◆ Record list ◆
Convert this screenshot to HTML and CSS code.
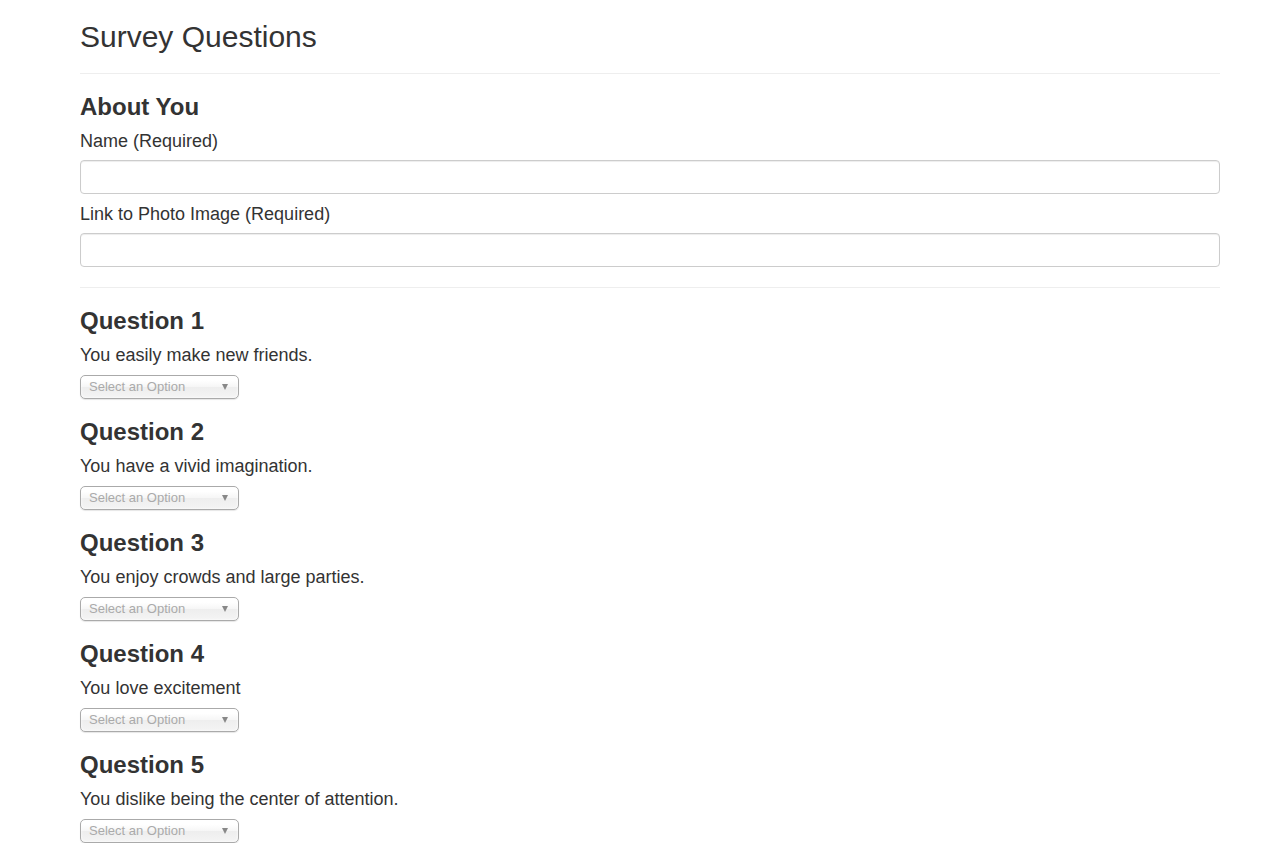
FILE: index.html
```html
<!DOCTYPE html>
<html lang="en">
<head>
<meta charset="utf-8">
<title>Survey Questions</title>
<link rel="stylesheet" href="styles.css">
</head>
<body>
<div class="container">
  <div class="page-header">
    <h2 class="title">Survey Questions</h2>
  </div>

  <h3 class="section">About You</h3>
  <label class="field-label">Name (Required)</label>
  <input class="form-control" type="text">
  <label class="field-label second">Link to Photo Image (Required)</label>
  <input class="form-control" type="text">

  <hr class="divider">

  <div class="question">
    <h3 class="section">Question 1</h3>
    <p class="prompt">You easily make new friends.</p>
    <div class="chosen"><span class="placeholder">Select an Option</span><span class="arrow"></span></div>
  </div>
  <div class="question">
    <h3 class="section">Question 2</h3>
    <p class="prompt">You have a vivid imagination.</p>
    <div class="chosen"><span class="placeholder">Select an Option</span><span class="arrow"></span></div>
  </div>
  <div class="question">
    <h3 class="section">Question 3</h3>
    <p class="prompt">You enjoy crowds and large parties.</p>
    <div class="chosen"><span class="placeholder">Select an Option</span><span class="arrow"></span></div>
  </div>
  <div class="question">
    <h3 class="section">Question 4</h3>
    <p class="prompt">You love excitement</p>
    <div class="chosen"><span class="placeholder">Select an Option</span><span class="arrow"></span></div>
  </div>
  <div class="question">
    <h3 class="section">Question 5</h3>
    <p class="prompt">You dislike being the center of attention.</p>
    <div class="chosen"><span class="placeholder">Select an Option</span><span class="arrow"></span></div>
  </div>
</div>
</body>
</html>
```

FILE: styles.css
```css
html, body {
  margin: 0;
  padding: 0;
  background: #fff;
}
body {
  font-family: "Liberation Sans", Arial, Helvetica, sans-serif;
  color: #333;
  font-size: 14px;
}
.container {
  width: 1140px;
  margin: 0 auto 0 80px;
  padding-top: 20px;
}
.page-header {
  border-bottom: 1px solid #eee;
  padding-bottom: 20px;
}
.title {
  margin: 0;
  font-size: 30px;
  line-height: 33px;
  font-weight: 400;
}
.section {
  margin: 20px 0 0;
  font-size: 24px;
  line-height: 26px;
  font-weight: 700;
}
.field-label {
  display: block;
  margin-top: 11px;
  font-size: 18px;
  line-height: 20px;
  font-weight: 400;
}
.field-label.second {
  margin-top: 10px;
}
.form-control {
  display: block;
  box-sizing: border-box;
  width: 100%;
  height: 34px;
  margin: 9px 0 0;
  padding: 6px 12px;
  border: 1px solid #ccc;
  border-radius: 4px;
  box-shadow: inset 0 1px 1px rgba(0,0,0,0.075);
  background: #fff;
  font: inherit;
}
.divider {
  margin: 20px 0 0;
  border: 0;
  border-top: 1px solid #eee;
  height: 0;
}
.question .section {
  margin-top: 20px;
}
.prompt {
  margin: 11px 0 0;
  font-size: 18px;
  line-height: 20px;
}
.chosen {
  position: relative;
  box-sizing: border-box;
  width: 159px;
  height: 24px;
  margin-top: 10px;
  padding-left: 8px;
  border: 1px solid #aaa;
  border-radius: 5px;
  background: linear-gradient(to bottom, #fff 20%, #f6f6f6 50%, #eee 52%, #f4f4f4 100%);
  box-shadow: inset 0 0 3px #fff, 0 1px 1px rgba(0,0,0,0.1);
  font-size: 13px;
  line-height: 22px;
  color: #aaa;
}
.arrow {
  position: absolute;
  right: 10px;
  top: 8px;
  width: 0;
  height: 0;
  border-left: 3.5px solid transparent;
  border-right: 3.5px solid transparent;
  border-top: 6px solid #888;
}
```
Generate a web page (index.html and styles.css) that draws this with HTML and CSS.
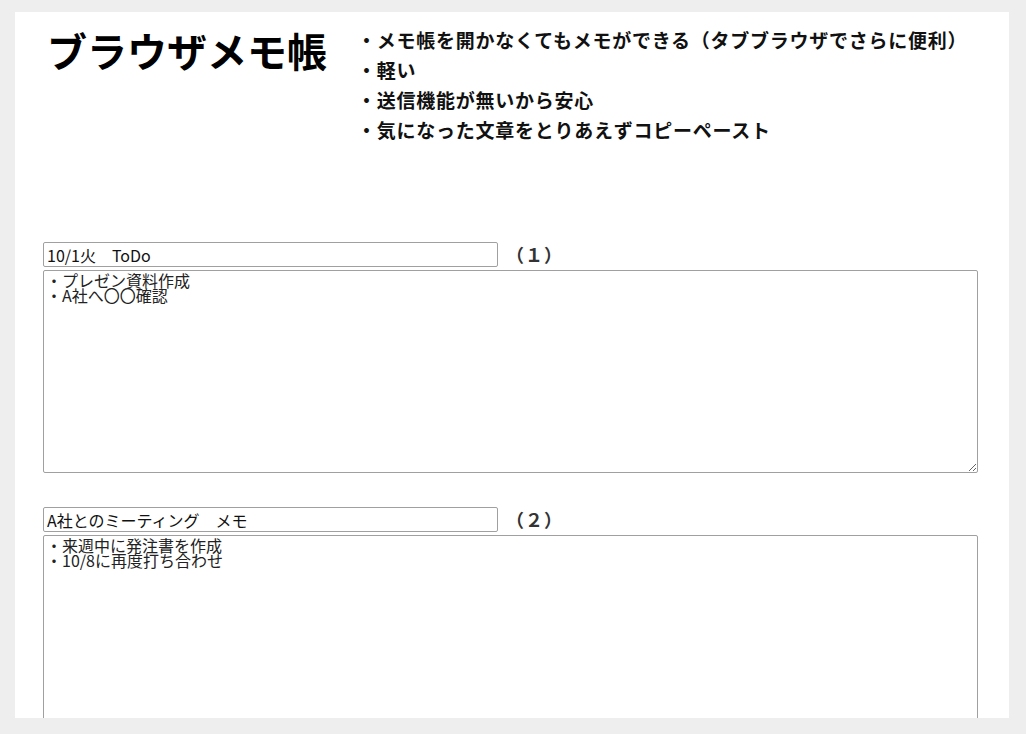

◆ Directions ◆
Your task is to repeat the material above exactly, without its pictures.

◆ Answer to this exercise ◆
Convert this screenshot to HTML and CSS code.
FILE: index.html
```html
<!DOCTYPE html>
<html lang="en">
<head>
<meta charset="utf-8">
<title>Survey Questions</title>
<link rel="stylesheet" href="styles.css">
</head>
<body>
<div class="container">
  <div class="page-header">
    <h2 class="title">Survey Questions</h2>
  </div>

  <h3 class="section">About You</h3>
  <label class="field-label">Name (Required)</label>
  <input class="form-control" type="text">
  <label class="field-label second">Link to Photo Image (Required)</label>
  <input class="form-control" type="text">

  <hr class="divider">

  <div class="question">
    <h3 class="section">Question 1</h3>
    <p class="prompt">You easily make new friends.</p>
    <div class="chosen"><span class="placeholder">Select an Option</span><span class="arrow"></span></div>
  </div>
  <div class="question">
    <h3 class="section">Question 2</h3>
    <p class="prompt">You have a vivid imagination.</p>
    <div class="chosen"><span class="placeholder">Select an Option</span><span class="arrow"></span></div>
  </div>
  <div class="question">
    <h3 class="section">Question 3</h3>
    <p class="prompt">You enjoy crowds and large parties.</p>
    <div class="chosen"><span class="placeholder">Select an Option</span><span class="arrow"></span></div>
  </div>
  <div class="question">
    <h3 class="section">Question 4</h3>
    <p class="prompt">You love excitement</p>
    <div class="chosen"><span class="placeholder">Select an Option</span><span class="arrow"></span></div>
  </div>
  <div class="question">
    <h3 class="section">Question 5</h3>
    <p class="prompt">You dislike being the center of attention.</p>
    <div class="chosen"><span class="placeholder">Select an Option</span><span class="arrow"></span></div>
  </div>
</div>
</body>
</html>
```

FILE: styles.css
```css
html, body {
  margin: 0;
  padding: 0;
  background: #fff;
}
body {
  font-family: "Liberation Sans", Arial, Helvetica, sans-serif;
  color: #333;
  font-size: 14px;
}
.container {
  width: 1140px;
  margin: 0 auto 0 80px;
  padding-top: 20px;
}
.page-header {
  border-bottom: 1px solid #eee;
  padding-bottom: 20px;
}
.title {
  margin: 0;
  font-size: 30px;
  line-height: 33px;
  font-weight: 400;
}
.section {
  margin: 20px 0 0;
  font-size: 24px;
  line-height: 26px;
  font-weight: 700;
}
.field-label {
  display: block;
  margin-top: 11px;
  font-size: 18px;
  line-height: 20px;
  font-weight: 400;
}
.field-label.second {
  margin-top: 10px;
}
.form-control {
  display: block;
  box-sizing: border-box;
  width: 100%;
  height: 34px;
  margin: 9px 0 0;
  padding: 6px 12px;
  border: 1px solid #ccc;
  border-radius: 4px;
  box-shadow: inset 0 1px 1px rgba(0,0,0,0.075);
  background: #fff;
  font: inherit;
}
.divider {
  margin: 20px 0 0;
  border: 0;
  border-top: 1px solid #eee;
  height: 0;
}
.question .section {
  margin-top: 20px;
}
.prompt {
  margin: 11px 0 0;
  font-size: 18px;
  line-height: 20px;
}
.chosen {
  position: relative;
  box-sizing: border-box;
  width: 159px;
  height: 24px;
  margin-top: 10px;
  padding-left: 8px;
  border: 1px solid #aaa;
  border-radius: 5px;
  background: linear-gradient(to bottom, #fff 20%, #f6f6f6 50%, #eee 52%, #f4f4f4 100%);
  box-shadow: inset 0 0 3px #fff, 0 1px 1px rgba(0,0,0,0.1);
  font-size: 13px;
  line-height: 22px;
  color: #aaa;
}
.arrow {
  position: absolute;
  right: 10px;
  top: 8px;
  width: 0;
  height: 0;
  border-left: 3.5px solid transparent;
  border-right: 3.5px solid transparent;
  border-top: 6px solid #888;
}
```
Generate a web page (index.html and styles.css) that draws this with HTML and CSS.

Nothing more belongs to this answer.